Assuming that is right, is the MPI code in exit_mod::exit_pop communicating with other ranks which have also gone through baroclinic::baroclinic_drive or is it passing work off to ranks which have been sitting quietly waiting for work? I would assume that exit_mod::exit_pop is calling idle ranks, if only because the many alternate paths to exit_mod::exit_pop would make it too easy to deadlock.
At present, the loop in baroclinic::baroclinic_driver is running on a single thread and you would like to multithread it, is that correct? Possibly with OpenMP or are you looking at MPI there as well? With those function calls inside the loop, the loop won't vectorize although there may be inner loops that will. If I am interpreting your code correctly, you will need to be very careful to either have separate MPI communicators in the different threads or use barriers to keep more than one thread from entering the MPI section at a time. Otherwise, you can deadlock very easily or end up with messed up results.

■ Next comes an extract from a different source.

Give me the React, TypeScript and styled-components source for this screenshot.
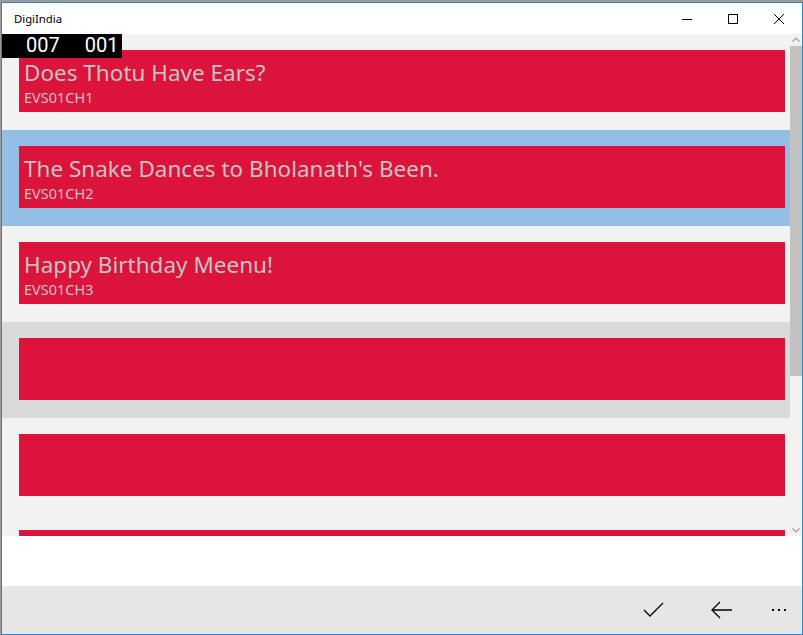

In any event, I don't think offload is what you want. You could run the code natively on the coprocessor, then have the loop thread and call MPI, all on the coprocessor. Personally, I would avoid the complication of multithreading the loop but if I really wanted to multithread the loop, I would probably thread the loop on the host, set up barriers to let only one of the threads into the MPI section at a time rather than setting up different communicators and have MPI on the host send work to MPI ranks running on the coprocessor. Well, actually I would probably rip the MPI out and just use OpenMP to thread everything but that is a personal preference and probably not rational for your case.